Effective alarm management is not about adding more notifications. It is about making sure the right alarm reaches the right person at the right time, with enough context to act on it. At AMD Machines, we have built control systems for over 2,500 machines across dozens of industries, and alarm design is something we address on every project. A well-structured alarm system directly improves uptime, product quality, and operator confidence on the floor.
The Real Cost of Poor Alarm Systems
The numbers tell the story. Industry studies consistently show that operators in poorly managed systems face hundreds or even thousands of alarms per shift. In many plants, over 80 percent of those alarms are nuisance alerts, conditions that require no operator action. When operators are buried under meaningless notifications, they develop coping strategies: silencing alarms, ignoring flashing indicators, or acknowledging alerts in bulk without investigation.

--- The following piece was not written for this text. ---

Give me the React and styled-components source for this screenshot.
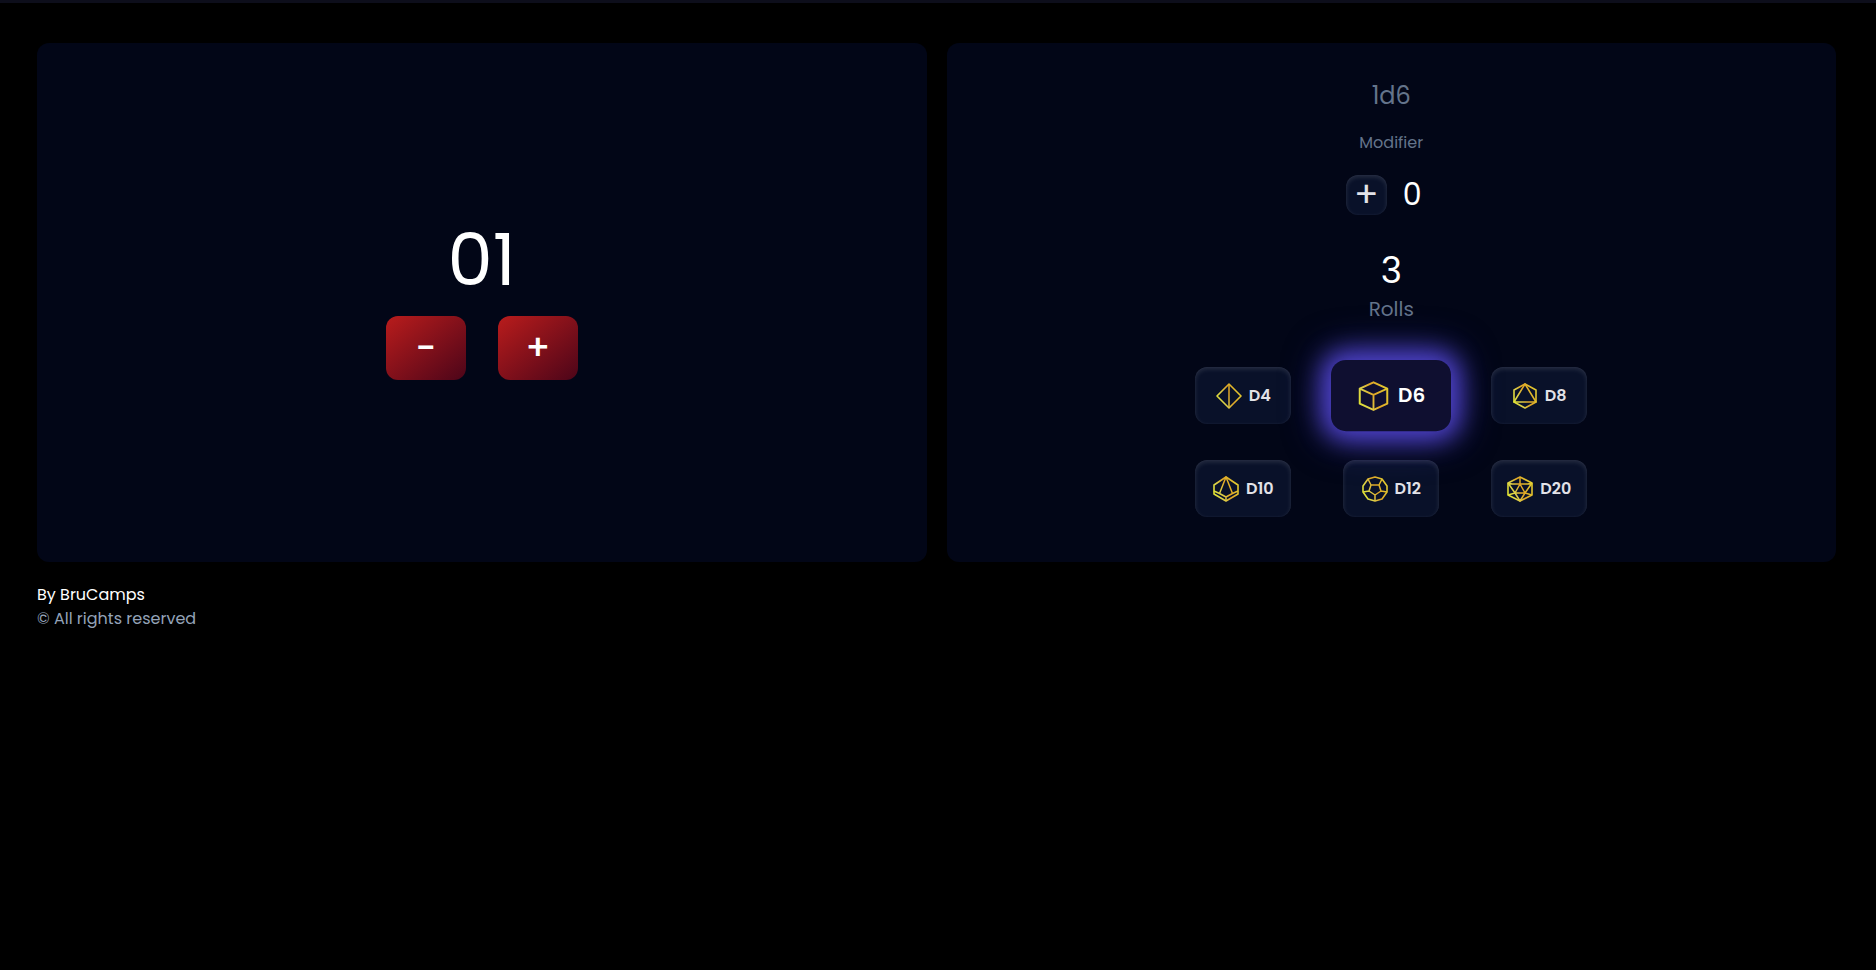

The consequences go beyond annoyance. Missed alarms lead to equipment damage, scrap production, unplanned stoppages, and in some cases safety incidents. A single missed high-temperature alarm on a welding cell or a pressure fault on a hydraulic press can cascade into hours of lost production and thousands of dollars in repairs. Poor alarm management also makes troubleshooting harder because operators cannot distinguish between root causes and downstream effects when dozens of alarms fire simultaneously.
ISA-18.2 and the Foundation of Good Alarm Design
The ISA-18.2 standard (also published as IEC 62682) provides a lifecycle framework for alarm management in process and manufacturing industries. While it originated in the process sector, its principles apply directly to discrete manufacturing and assembly automation. The standard defines an alarm as a notification that requires operator action. This is the single most important concept: if no action is required, it is not an alarm.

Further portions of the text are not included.